Nas empresas, ocorre fenômeno similar. Talvez porque as pessoas se apropriem dessa mentalidade do “resolver, custe o que custar”. Assim, não são poucas as soluções pensadas e executadas que até minimizam um problema, pelo menos aparentemente (ou temporariamente). No entanto, as próprias soluções adotadas acabam gerando outros problemas, por vezes até piores do que o original, e que, quase sempre, se perpetuam na organização.

Isso geralmente acontece porque, na gestão tradicional, há uma tendência para se tentar resolver problemas de maneira isolada e um tanto quanto egoísta. Cada área, setor ou departamento busca otimizar seus esforços pontualmente, olhando para o “próprio umbigo”, muitas vezes em detrimento do “todo”. No mundo das organizações, pedaços excelentes, funcionando de maneira desconectada, podem levar a um péssimo desempenho sistêmico.

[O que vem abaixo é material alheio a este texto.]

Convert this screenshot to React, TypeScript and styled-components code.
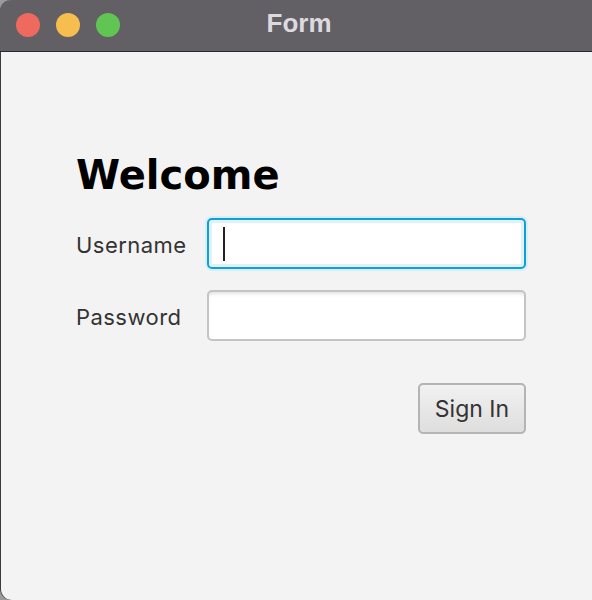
import React from "react";
import styled, { createGlobalStyle } from "styled-components";

const Global = createGlobalStyle`
  html, body { margin: 0; padding: 0; background: #9a9a9a; }
  body { width: 592px; height: 600px; overflow: hidden; }
`;

const Window = styled.div`
  width: 610px;
  height: 600px;
  border-radius: 11px;
  overflow: hidden;
  background: #f3f3f3;
  display: flex;
  flex-direction: column;
  box-shadow: inset 1px 0 0 #3a3a3a;
`;

const TitleBar = styled.div`
  height: 52px;
  flex: none;
  background: #626065;
  border-bottom: 1px solid #2a2a2a;
  display: flex;
  align-items: center;
  padding-left: 16px;
  position: relative;
  box-sizing: border-box;
`;

const Light = styled.span<{ $c: string }>`
  width: 24px;
  height: 24px;
  border-radius: 50%;
  background: ${(p) => p.$c};
  margin-right: 16px;
  margin-top: -2px;
`;

const Title = styled.div`
  position: absolute;
  left: 0;
  width: 592px;
  top: 0;
  bottom: 4px;
  display: flex;
  align-items: center;
  justify-content: center;
  padding-left: 6px;
  box-sizing: border-box;
  font-family: "Liberation Sans", Arial, sans-serif;
  font-weight: 700;
  font-size: 26px;
  color: #dcdadf;
`;

const Content = styled.div`
  flex: 1;
  padding: 99px 0 0 76px;
  display: flex;
  flex-direction: column;
`;

const Heading = styled.h1`
  margin: 0;
  font-family: "DejaVu Sans", Verdana, sans-serif;
  font-weight: 700;
  font-size: 40px;
  line-height: 48px;
  color: #000;
`;

const FormGrid = styled.div`
  margin-top: 19px;
  display: grid;
  grid-template-columns: 131px 319px;
  row-gap: 21px;
  align-items: center;
`;

const Label = styled.label`
  font-family: Inter, "Liberation Sans", sans-serif;
  font-size: 22px;
  color: #333;
  letter-spacing: 0.45px;
  margin-top: 2px;
`;

const Field = styled.div<{ $focused?: boolean }>`
  height: 51px;
  box-sizing: border-box;
  border-radius: 5px;
  background: #fff;
  display: flex;
  align-items: center;
  padding-left: 14px;
  border: ${(p) => (p.$focused ? "2px solid #0aa2d8" : "2px solid #c4c4c4")};
  box-shadow: ${(p) =>
    p.$focused
      ? "0 0 0 2px #dbeef7, inset 0 0 0 3px #e2f1f8, inset 0 4px 3px -2px #d8e8f0"
      : "inset 0 4px 4px -3px #d6d6d6"};
`;

const Caret = styled.span`
  width: 2px;
  height: 34px;
  background: #222;
`;

const ButtonRow = styled.div`
  width: 450px;
  margin-top: 42px;
  display: flex;
  justify-content: flex-end;
`;

const Button = styled.button`
  width: 108px;
  height: 51px;
  box-sizing: border-box;
  border: 2px solid #b4b4b4;
  border-radius: 5px;
  background: linear-gradient(#f1f1f1, #dedede);
  font-family: Inter, "Liberation Sans", sans-serif;
  font-size: 23px;
  color: #333;
  padding: 0;
`;

export default function App() {
  return (
    <>
      <Global />
      <Window>
        <TitleBar>
          <Light $c="#ee6a5f" />
          <Light $c="#f5be4f" />
          <Light $c="#61c554" />
          <Title>Form</Title>
        </TitleBar>
        <Content>
          <Heading>Welcome</Heading>
          <FormGrid>
            <Label>Username</Label>
            <Field $focused>
              <Caret />
            </Field>
            <Label>Password</Label>
            <Field />
          </FormGrid>
          <ButtonRow>
            <Button>Sign In</Button>
          </ButtonRow>
        </Content>
      </Window>
    </>
  );
}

Assim, é muito fácil colocar em prática pseudo soluções que, sem que se perceba num primeiro momento, impactam diretamente a vida e trabalho de outras pessoas, em outros locais. E assim, cria-se uma cadeia de implicações, cujas consequências jamais foram planejadas.

A gestão lean propõe métodos específicos para solução de problemas que tendem a evitar esse tipo de efeito colateral.

Primeiro, todo problema precisa ser resolvido da maneira mais científica possível, ou seja, com base em fatos, dados e cuidadosa análise das causas raízes. Nessa análise, é necessário entender as origens mais profundas dos problemas e seus impactos, mas considerando toda a organização, não apenas o “meu departamento”.

De maneira similar, a solução proposta precisa ser igualmente científica, o que significa que ela deve ser capaz de neutralizar as causas raízes, estancando seus efeitos e, tão importante quanto, jamais criando espaço para outros desvios.

Parte do desafio é que, para isso acontecer, não se pode adotar uma postura individualista, algo comum em culturas que valorizam os “heróis”. Resolver problemas precisa ser uma ação coletiva, colaborativa, social mesmo. Toda a organização deve entender os problemas que tem. As pessoas precisam conhecer as possíveis soluções para que possam, se necessário, alertar sobre potenciais desdobramentos indesejáveis ou contribuir para que alternativas mais econômicas, eficientes e sustentáveis sejam colocadas sobre a mesa.

Claro que fazer isso não é tão fácil ou mesmo imediato. É preciso desenvolver continuamente elementos que são hoje cada vez mais importantes, como o diálogo sincero entre as pessoas, a capacidade de ouvir da maneira ativa e, principalmente, fomentar lideranças que consigam integrar os indivíduos para que todos consigam pensar e aprender juntos.

Do contrário, podemos até não perceber, mas continuaremos repetindo, dentro das empresas, os equívocos que nossa sociedade, infelizmente, insiste em cometer dia após dia. Resolve-se um problema, o que gera outros, que trazem mais alguns...como se fosse um efeito dominó sem fim. Precisamos encontrar meios de interromper esses ciclos.